The commercial rights holder of F1, Bernie Ecclestone, however is trying to broker a sort of "peace treaty" between the teams and the FIA. "The key to F1 is Ferrari," Ecclestone said. "They have been there for 60 years. They are partners of ours. They are the people we need to take into consideration. At the moment everyone is hanging on to their apron strings. Sort that out and we will be OK." Thanks to his efforts, FOTA representatives will be meeting with Max Mosley (picture right) in London on Friday in an effort to thrash out some sort of compromise. Ferrari could quite easily survive selling their cars without an F1 team to raise their prestige, but if Ferrari and the other big names go, then F1 will collapse like a pack of cards, the sport will never be the same again.

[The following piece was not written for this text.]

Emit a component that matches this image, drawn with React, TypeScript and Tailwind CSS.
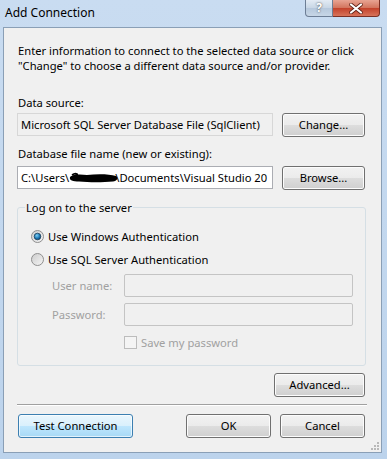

Ferrari meanwhile, have been showing every race that they're getting back to their spaghetti roots. The last race was filled with aweful decisions starting with their once again overconfident move of not sending Raikkonen out for another qualifying run, eventually failing to qualify for Q2. They sat tight and comfy while the rest of the field overtook them and the Finn ended up at the 16th grid position after qualifying while Button once again had pole. Kimi didn't finish the race either due to some technical issue with his car that saw him retiring early.
Add to that the crappy way in which Felipe Massa had his car filled with less petrol than needed. The team then informed him of the blunder via his radio, asking him to conserve fuel else he wouldn't finish the race. Massa was furious and asked his engineer over the same channel "What Can I DO??" after being repeatedly asked to save fuel. Thanks to the way Ferrari screwed up, Massa dropped down from 4th to 6th and just about managed to finish. He didn't have enough gas in the tank to even get back to the pits. Well Massa has come full circle - from driving away with the fuel hose still attached to having too little fuel filled. Perhaps Ferrari is just trying hard to not make the same mistakes twice, but make new ones each race. Let's see what they come up with at Monte Carlo.
All they need to do is look down the pit lane and learn how its done from Brawn GP.